Personally, I doubt there were many atheists in the ancient world. If you don’t believe in the gods, how do you explain the sun rising each morning? How do you explain rain, or plants growing from seeds? Religion was the only science they had.

They couldn’t think of the universe as clockwork, because they had no clocks; it couldn’t be automatic because the concept of automatic didn’t exist. The idea that something could happen without someone or something deciding that it should happen was alien to their way of thinking.

This is probably true. But, wouldn’t it be great if they had more of an understanding than we realized? I mean, they had some grasp of some serious astronomy, right? And they must have understood some higher math in order to erect the monuments that they erected.

And I do believe there are cultures, untouched by modern man, that are basically atheist. They don’t need a god to understand the sun rising.
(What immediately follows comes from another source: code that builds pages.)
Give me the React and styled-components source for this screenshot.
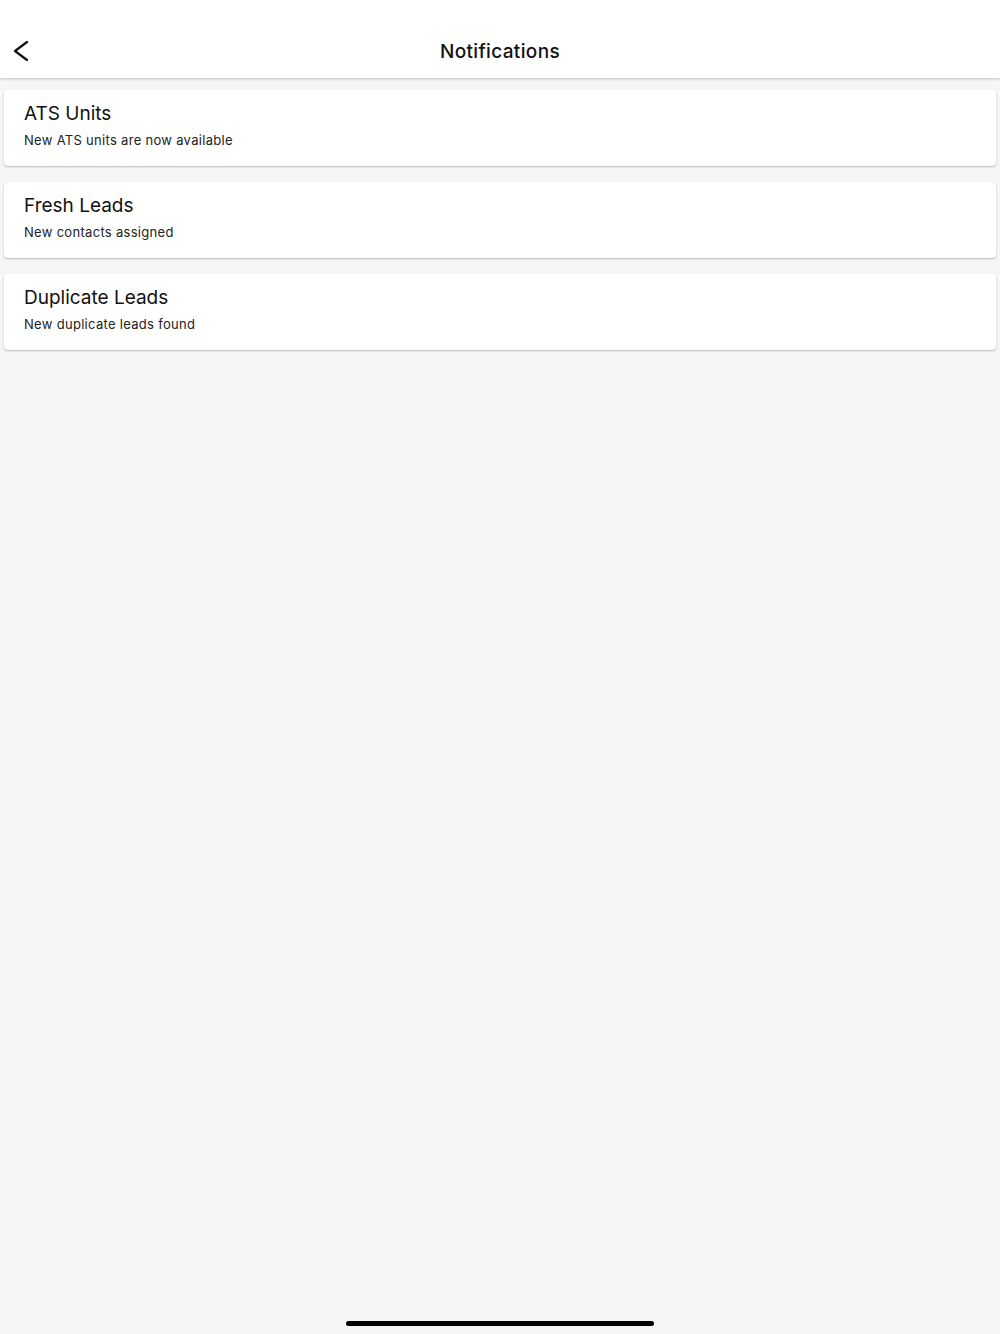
import styled, { createGlobalStyle } from "styled-components";

const Global = createGlobalStyle`
  html, body {
    margin: 0;
    padding: 0;
    background: #f6f6f6;
  }
  body {
    font-family: Inter, "Noto Sans", sans-serif;
    color: #111;
  }
`;

const Screen = styled.div`
  position: relative;
  display: flex;
  flex-direction: column;
  width: 1000px;
  height: 1334px;
  background: #f6f6f6;
  overflow: hidden;
`;

const Header = styled.header`
  position: relative;
  z-index: 2;
  display: flex;
  align-items: center;
  justify-content: center;
  height: 78px;
  padding-top: 24px;
  box-sizing: border-box;
  background: #fff;
  box-shadow: 0 1px 3px rgba(0, 0, 0, 0.22);
`;

const BackButton = styled.button`
  position: absolute;
  left: 8px;
  top: 38px;
  width: 26px;
  height: 26px;
  padding: 0;
  border: 0;
  background: none;
  display: flex;
  align-items: center;
  justify-content: center;
`;

const Title = styled.h1`
  margin: 0;
  font-size: 19px;
  font-weight: 450;
  letter-spacing: 0.35px;
  color: #111;
`;

const List = styled.main`
  display: flex;
  flex-direction: column;
  gap: 16px;
  padding: 12px 4px;
`;

const Card = styled.div`
  display: flex;
  flex-direction: column;
  gap: 5px;
  height: 76px;
  box-sizing: border-box;
  padding: 12px 20px;
  background: #fff;
  border-radius: 4px;
  box-shadow: 0 1px 2px rgba(0, 0, 0, 0.25);
`;

const CardTitle = styled.div`
  font-size: 19px;
  line-height: 24px;
  color: #111;
`;

const CardText = styled.div`
  font-size: 13px;
  line-height: 18px;
  letter-spacing: 0.3px;
  color: #222;
`;

const HomeIndicator = styled.div`
  position: absolute;
  left: 346px;
  bottom: 8px;
  width: 308px;
  height: 5px;
  border-radius: 3px;
  background: #000;
`;

const items = [
  { title: "ATS Units", text: "New ATS units are now available" },
  { title: "Fresh Leads", text: "New contacts assigned" },
  { title: "Duplicate Leads", text: "New duplicate leads found" },
];

export default function App() {
  return (
    <Screen>
      <Global />
      <Header>
        <BackButton aria-label="Back">
          <svg width="18" height="20" viewBox="0 0 18 20" fill="none">
            <path
              d="M15 1 L3 10 L15 19"
              stroke="#111"
              strokeWidth="2.2"
              strokeLinecap="round"
              strokeLinejoin="round"
            />
          </svg>
        </BackButton>
        <Title>Notifications</Title>
      </Header>
      <List>
        {items.map((item) => (
          <Card key={item.title}>
            <CardTitle>{item.title}</CardTitle>
            <CardText>{item.text}</CardText>
          </Card>
        ))}
      </List>
      <HomeIndicator />
    </Screen>
  );
}
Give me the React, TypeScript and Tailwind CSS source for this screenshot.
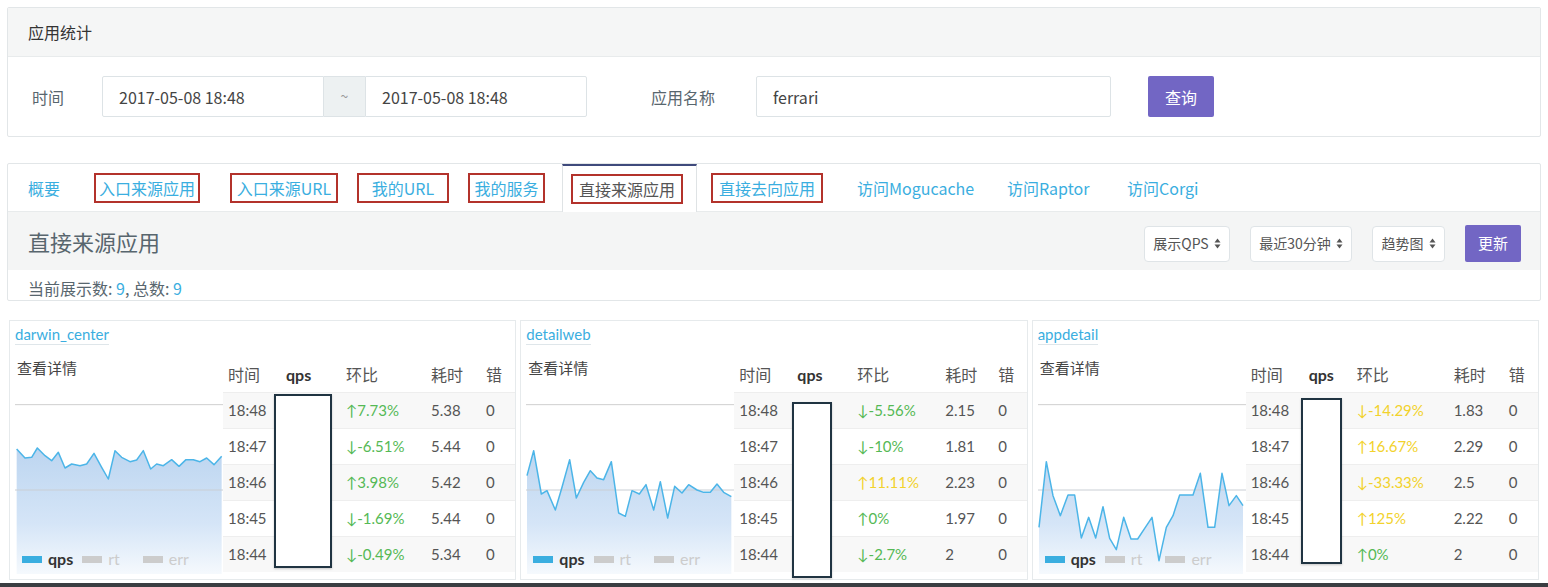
import React from 'react';

type Row = { t: string; pct: string; warn: boolean; rt: string };
type CardData = {
  name: string;
  cols: string;
  box: string;
  x0: number;
  pts: number[][];
  rows: Row[];
};

const cards: CardData[] = [
  {
    name: 'darwin_center',
    cols: 'grid-cols-[58px_60px_85px_55px_1fr]',
    box: 'left-[264px] top-[73px] w-[58px] h-[174px]',
    x0: 45,
    pts: [[50,405],[75,432],[95,430],[112,402],[135,425],[155,440],[175,415],[195,462],[215,450],[240,455],[260,450],[282,418],[305,460],[325,495],[345,410],[365,430],[390,443],[410,438],[430,410],[452,465],[470,450],[490,455],[515,437],[537,457],[558,437],[580,437],[600,443],[620,432],[642,452],[665,427]],
    rows: [
      { t: '18:48', pct: '↑7.73%', warn: false, rt: '5.38' },
      { t: '18:47', pct: '↓-6.51%', warn: false, rt: '5.44' },
      { t: '18:46', pct: '↑3.98%', warn: false, rt: '5.42' },
      { t: '18:45', pct: '↓-1.69%', warn: false, rt: '5.44' },
      { t: '18:44', pct: '↓-0.49%', warn: false, rt: '5.34' },
    ],
  },
  {
    name: 'detailweb',
    cols: 'grid-cols-[58px_60px_88px_53px_1fr]',
    box: 'left-[271px] top-[81px] w-[40px] h-[176px]',
    x0: 32,
    pts: [[35,485],[55,410],[78,540],[95,530],[120,588],[140,520],[163,437],[183,552],[205,505],[225,470],[245,492],[265,497],[288,443],[310,597],[330,607],[350,530],[372,540],[392,512],[415,588],[435,503],[457,612],[478,517],[500,537],[520,512],[545,528],[565,535],[585,535],[605,510],[625,535],[648,548]],
    rows: [
      { t: '18:48', pct: '↓-5.56%', warn: false, rt: '2.15' },
      { t: '18:47', pct: '↓-10%', warn: false, rt: '1.81' },
      { t: '18:46', pct: '↑11.11%', warn: true, rt: '2.23' },
      { t: '18:45', pct: '↑0%', warn: false, rt: '1.97' },
      { t: '18:44', pct: '↓-2.7%', warn: false, rt: '2' },
    ],
  },
  {
    name: 'appdetail',
    cols: 'grid-cols-[58px_48px_97px_55px_1fr]',
    box: 'left-[268px] top-[77px] w-[41px] h-[166px]',
    x0: 35,
    pts: [[38,640],[60,443],[80,545],[102,605],[125,543],[145,543],[165,672],[187,610],[208,672],[230,578],[250,673],[270,707],[292,610],[314,675],[334,675],[355,643],[377,610],[398,740],[420,640],[440,605],[460,543],[500,543],[522,478],[545,640],[565,640],[587,478],[608,575],[630,545],[650,575]],
    rows: [
      { t: '18:48', pct: '↓-14.29%', warn: true, rt: '1.83' },
      { t: '18:47', pct: '↑16.67%', warn: true, rt: '2.29' },
      { t: '18:46', pct: '↓-33.33%', warn: true, rt: '2.5' },
      { t: '18:45', pct: '↑125%', warn: true, rt: '2.22' },
      { t: '18:44', pct: '↑0%', warn: false, rt: '2' },
    ],
  },
];

const SortArrows = () => (
  <svg width="7" height="11" viewBox="0 0 7 11" className="ml-[5px]">
    <path d="M3.5 0.5 L6.5 4.5 L0.5 4.5 Z" fill="#555" />
    <path d="M3.5 10.5 L6.5 6.5 L0.5 6.5 Z" fill="#555" />
  </svg>
);

const Select = ({ label, w }: { label: string; w: string }) => (
  <div className={`${w} h-[36px] flex items-center justify-center bg-white border border-[#dfe4e7] rounded-[4px] text-[14px] text-[#555]`}>
    {label}
    <SortArrows />
  </div>
);

const Chart = ({ c, id }: { c: CardData; id: string }) => {
  const line = c.pts.map((p) => p.join(',')).join(' ');
  const first = c.pts[0];
  const last = c.pts[c.pts.length - 1];
  const area = `${line} ${last[0]},780 ${first[0]},780`;
  return (
    <div className="relative mt-[15px] h-[180px] w-[208px]">
      <svg width="208" height="180" viewBox={`${c.x0} 240 624 540`} preserveAspectRatio="none" className="block">
        <defs>
          <linearGradient id={id} x1="0" y1="400" x2="0" y2="780" gradientUnits="userSpaceOnUse">
            <stop offset="0" stopColor="#bcd5f0" />
            <stop offset="0.6" stopColor="#d5e5f7" />
            <stop offset="1" stopColor="#f5f9fd" />
          </linearGradient>
        </defs>
        <line x1={c.x0} y1="272" x2={c.x0 + 624} y2="272" stroke="#cfcfcf" strokeWidth="1" vectorEffect="non-scaling-stroke" />
        <polygon points={area} fill={`url(#${id})`} />
        <line x1={c.x0} y1="528" x2={c.x0 + 624} y2="528" stroke="#c9ced4" strokeWidth="1" vectorEffect="non-scaling-stroke" />
        <polyline points={line} fill="none" stroke="#4cb5e8" strokeWidth="1.5" vectorEffect="non-scaling-stroke" strokeLinejoin="round" />
      </svg>
      <div className="absolute left-[7px] top-[155px] h-[20px] flex items-center text-[16px] font-['Lato','Noto_Sans_CJK_SC',sans-serif]">
        <span className="w-[20px] h-[7px] bg-[#3aaee0]" />
        <span className="ml-[6px] font-bold text-[#333]">qps</span>
        <span className="ml-[9px] w-[20px] h-[7px] bg-[#cccccc]" />
        <span className="ml-[6px] text-[#cccccc]">rt</span>
        <span className="ml-[23px] w-[20px] h-[7px] bg-[#cccccc]" />
        <span className="ml-[6px] text-[#cccccc]">err</span>
      </div>
    </div>
  );
};

const Card = ({ c, i }: { c: CardData; i: number }) => (
  <div className="relative h-[260px] border border-[#e6eaec] pl-[5px] pt-[3px] font-['Lato','Noto_Sans_CJK_SC',sans-serif] text-[#555]">
    <div className="w-fit text-[15px] leading-[20px] text-[#3aaee0] border-b border-[#dfe6ea]">{c.name}</div>
    <div className="flex mt-[12px]">
      <div className="w-[208px]">
        <div className="pl-[2px] text-[15px] leading-[22px] text-[#444]">查看详情</div>
        <Chart c={c} id={`grad${i}`} />
      </div>
      <div className="flex-1">
        <div className={`grid ${c.cols} h-[35px] items-center text-[16px]`}>
          <span className="pl-[5px]">时间</span>
          <span className="pl-[5px] font-bold text-[#333]">qps</span>
          <span className="pl-[5px]">环比</span>
          <span className="pl-[5px]">耗时</span>
          <span className="pl-[5px]">错</span>
        </div>
        {c.rows.map((r, k) => (
          <div
            key={r.t}
            className={`grid ${c.cols} h-[36px] items-center text-[15px] border-t border-[#eeeeee] ${k % 2 === 0 ? 'bg-[#f8f8f8]' : 'bg-white'}`}
          >
            <span className="pl-[5px]">{r.t}</span>
            <span className="pl-[5px]" />
            <span className={`pl-[5px] ${r.warn ? 'text-[#f2d22c]' : 'text-[#55b955]'}`}>{r.pct}</span>
            <span className="pl-[5px]">{r.rt}</span>
            <span className="pl-[5px]">0</span>
          </div>
        ))}
      </div>
    </div>
    <div className={`absolute ${c.box} bg-white border-2 border-[#203442] shadow-[0_1px_2px_rgba(0,0,0,0.2)]`} />
  </div>
);

const Boxed = ({ text, w, ml, dark }: { text: string; w: string; ml: string; dark?: boolean }) => (
  <div className={`${ml} ${w} self-center h-[30px] border-2 border-[#b3322b] flex items-center justify-center ${dark ? 'text-[#555]' : ''}`}>
    {text}
  </div>
);

export default function App() {
  return (
    <div className="w-[1548px] h-[587px] bg-white overflow-hidden font-['Noto_Sans_CJK_SC',sans-serif] text-[#58666e]">
      <div className="px-[7px] pt-[7px]">
        <div className="border border-[#e2e6e8] rounded-[2px]">
          <div className="h-[49px] bg-[#f5f6f6] border-b border-[#e8ebec] flex items-center pl-[20px] text-[16px] text-[#333]">
            应用统计
          </div>
          <div className="h-[79px] flex items-center text-[16px]">
            <span className="ml-[24px] w-[70px]">时间</span>
            <div className="flex h-[41px] text-[#444]">
              <div className="w-[222px] border border-[#dde3e6] rounded-l-[2px] flex items-center pl-[16px]">2017-05-08 18:48</div>
              <div className="w-[41px] border-y border-[#dde3e6] bg-[#edf1f2] flex items-center justify-center text-[#999] text-[14px]">~</div>
              <div className="w-[222px] border border-[#dde3e6] rounded-r-[2px] flex items-center pl-[16px]">2017-05-08 18:48</div>
            </div>
            <span className="ml-[64px] w-[105px]">应用名称</span>
            <div className="w-[355px] h-[41px] border border-[#dde3e6] rounded-[2px] flex items-center pl-[16px] text-[#444]">ferrari</div>
            <button className="ml-[37px] w-[66px] h-[41px] rounded-[2px] bg-[#7266c4] text-white text-[16px]">查询</button>
          </div>
        </div>

        <div className="mt-[26px] border border-[#e2e6e8] rounded-[2px]">
          <div className="h-[48px] flex border-b border-[#e8ebec] text-[16px] text-[#3aaee0]">
            <div className="ml-[20px] w-[66px] flex items-center">概要</div>
            <Boxed text="入口来源应用" ml="ml-0" w="w-[106px]" />
            <Boxed text="入口来源URL" ml="ml-[30px]" w="w-[108px]" />
            <Boxed text="我的URL" ml="ml-[19px]" w="w-[92px]" />
            <Boxed text="我的服务" ml="ml-[19px]" w="w-[77px]" />
            <div className="ml-[17px] w-[135px] -mb-px bg-white border-t-2 border-t-[#3f4a7c] border-x border-x-[#dfe3e5] flex items-center">
              <Boxed text="直接来源应用" ml="ml-[8px]" w="w-[112px]" dark />
            </div>
            <Boxed text="直接去向应用" ml="ml-[14px]" w="w-[112px]" />
            <div className="ml-[34px] w-[150px] flex items-center">访问Mogucache</div>
            <div className="w-[120px] flex items-center">访问Raptor</div>
            <div className="flex items-center">访问Corgi</div>
          </div>
          <div className="h-[58px] bg-[#f4f5f5] flex items-center pl-[20px] pr-[19px]">
            <span className="text-[22px] text-[#58666e]">直接来源应用</span>
            <div className="ml-auto mt-[5px] flex items-center gap-[20px]">
              <Select label="展示QPS" w="w-[86px]" />
              <Select label="最近30分钟" w="w-[102px]" />
              <Select label="趋势图" w="w-[73px]" />
              <button className="w-[56px] h-[37px] rounded-[2px] bg-[#7266c4] text-white text-[15px]">更新</button>
            </div>
          </div>
          <div className="h-[30px] flex items-center pl-[20px] pt-[5px] text-[16px] text-[#58666e]">
            当前展示数:&nbsp;<span className="text-[#3aaee0]">9</span>,&nbsp;总数:&nbsp;<span className="text-[#3aaee0]">9</span>
          </div>
        </div>

        <div className="mt-[19px] px-[2px] grid grid-cols-3 gap-[4px]">
          {cards.map((c, i) => (
            <Card key={c.name} c={c} i={i} />
          ))}
        </div>
      </div>
      <div className="mt-[3px] h-[4px] bg-[#3a3d41]" />
    </div>
  );
}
They simply accept that it does.

The most likely reason is indifference. Who cares why the sun rises or sets when you’ve got barley to harvest and are busy thinking about that cute girl who sells figs at the market? In the modern world, there is plenty we can’t really explain with science, and most of us don’t spend our lives freaking out about it. A lot of us are willing to accept the first plausible explanation, without really thinking about it, and get on with our lives.

Agnosticism, solipsism and nihilism know no age. It doesn’t take any special technology to realize “Hey, the nature of the universe is ultimately unknowable/an illusion/meaningless.”